The assumption that studies are valid (or not), and that you can know this. A valid study is unlikely to disagree wildly with prior information, but

Dan:

I appreciate that you keep plugging away at this. I hear ya, and I have some ideas, now I just need the time to think about them.

ANDREW: You say “The point of the above post is that seemingly-innocuous noninformative priors can result in posterior inferences that are strong and nonsensical.” I would certainly agree, (p-values say something much weaker.) it doesn’t follow that the p-values are non-sensible, of course. In fact, it’s interesting that you use the corrected p-value as a piece of info that makes the uncorrected posterior worrisome.

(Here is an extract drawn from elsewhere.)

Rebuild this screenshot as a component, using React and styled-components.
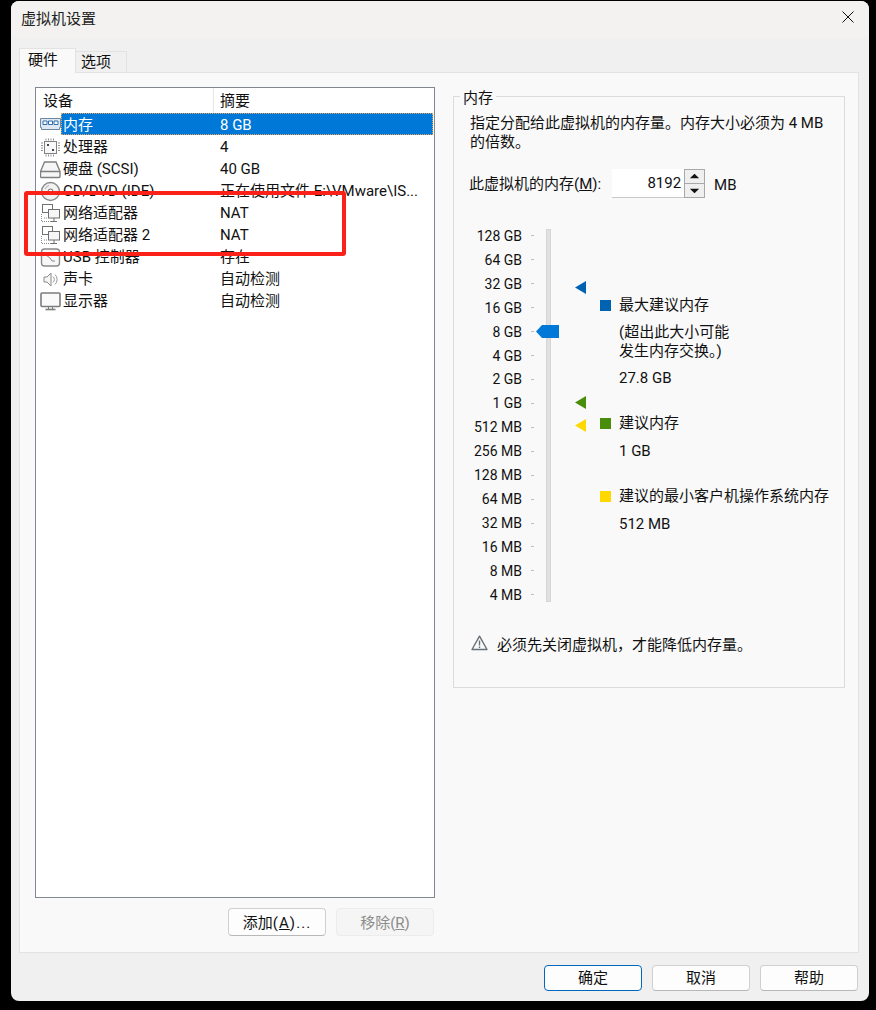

I was wondering about the event in your claim: “I wouldn’t bet on it at 9:1 odds, and I don’t think this event would occur 90% of the time in the long run under repeated trials.” Is the event the observed event (or inference) or an event in terms of the parameters. Or do you really want to say something rather different such as, I wouldn’t equate this with the kind of assertion I regard as warranted to .9. Or maybe, to take evidence like this as fairly good warrant for the assertion would not be a practice rarely wrong.

Finally, if a new result is drastically at odds with one that is regarded as having been well tested, as when the OPERA researchers reported neutrinos (or whatever they were) traveling faster than the speed of light–an anomaly for the extremely well tested special theory of relativity–wouldn’t scientists wish to keep the new data separate for purposes of analysis (as they did in this case)? Almost everyone had grounds to believe there was an experimental error, but by combining it with the vast evidence for the speed of light, it would have disappeared, and they wouldn’t have learned about engineering problems that can distort results in using this kind of equipment.